The technical complexity of the project is the easy part. Granted that pumping 20,000 cusecs of water from 200 ft above mean sea level (near Patna, the only point where the Ganga has divertible surplus) to the Vindhya range at 2860 ft above mean sea level is challenging but possible if the cost of the enterprise is not a concern. But does it make sense to move the millions of people in the way, from Bihar to Tamil Nadu, just to please some paddy farmers of Thanjavur and sugarcane growers of Mandya? Mr Prabhu has some explaining to do on the website that he has promised to launch very soon.

What is being sold as a long-term solution is nothing but a gigantic ecological disaster. It has been predicted that the wars of this century will be fought over fresh water. The Hindutvawaadis of Bharat have begun to the draw the battle lines. Sadly, what they are going to end up with is Indians fighting Indians, for the benefit of a select few of its power elite.

The solution

Despite democracy (or because of it?), most governments aspire to be industrial enterprises in the business of governance. The public sector has abandoned the notion of being institutions wedded to morality. When political leaders think themselves managers of business ventures, they are not likely to pay much attention to ecological or human concerns. All that matters to them is the financial health of the economy; its short-term growth being more important than its sustainability. Hence all the arguments about improving supply, economy of scale and the Indian prime minister's declaration that linking up all the major rivers will be "an insurance against drought". Unfortunately, this is off the mark. For it is in demand-management that there will be a solution to the looming water crisis in the Subcontinent.

Demand management must begin with the acceptance that the smaller the scale of operations, more accurate its predictability, and thus planning. Such an approach requires the devolution of decision-making powers over natural resource management to communities.

Managing the demand of water needs to begin at the household level (rational consumption by every individual), continue at the community level (lifestyle changes to suit water availability), endure at the state or province level (complement varying water needs of different communities), and dominate the thinking at the national level in terms of population control, waste minimisation, and ecological resource planning. These issues are infinitely more complex than raising astronomical sums with all those zeroes required to pump entire rivers over plateaus. For the faithful, taking the mountain to Muhammad makes perfect sense.

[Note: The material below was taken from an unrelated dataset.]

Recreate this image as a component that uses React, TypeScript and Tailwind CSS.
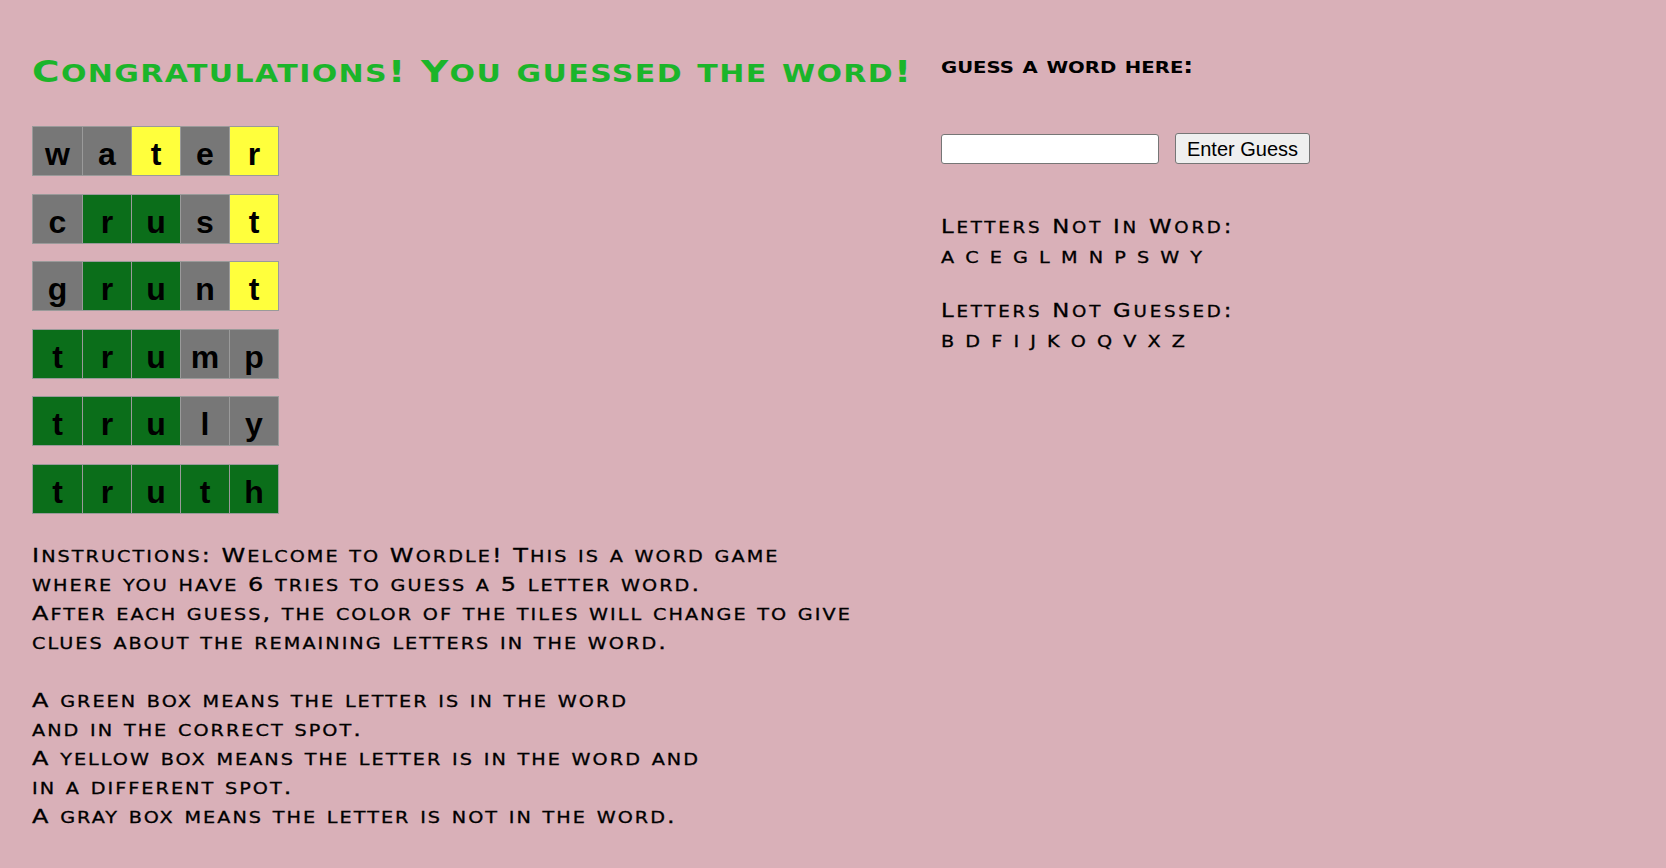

It is estimated that while the world's population tripled during the 20th century, water withdrawals increased by over six times. In developing countries, water withdrawal has been growing by four to eight percent every year, much above the population growth rate of these countries. Clearly, there is a need to check this anomaly, and the point to begin at is curbing the cultivation of water-intensive crops. It takes 25 litres of water to produce one kg of rice, and many times more to take one kg of beef to the supermarkets of West Asia. While it will be unreasonable to expect that we revert to the lifestyle of the Stone Age, it makes sense not to grow crops that consume a lot of water.

These are all generalities, the point being that the world must begin to realise that only the judicious use of water can lead to a sustainable planet – common habitat for all living being where modern-day pharaohs have no place to waste the scarce commons. When delegates to Third Water Forum in Kyoto meet concurrently under the aegis of the "South Asian Solidarity on Rivers and People" to discuss "Dams and Development Partnership", they will do well to pay some attention to mundane issues such as rain-water cultivation, community storage of water in tanks and ponds, and the revival of traditional crops that use less water but give higher yields and do not require expensive pesticides that pollute communal water sources.

After the green and the white revolutions, South Asia urgently needs a blue revolution. But this revolution must aim to help the people on the margins. The alternative is too horrendous to contemplate. Tigers will also perish if Shivashankar Mishra's goats do not get enough grass to eat. Both the bagh and the bakari have to learn to live together.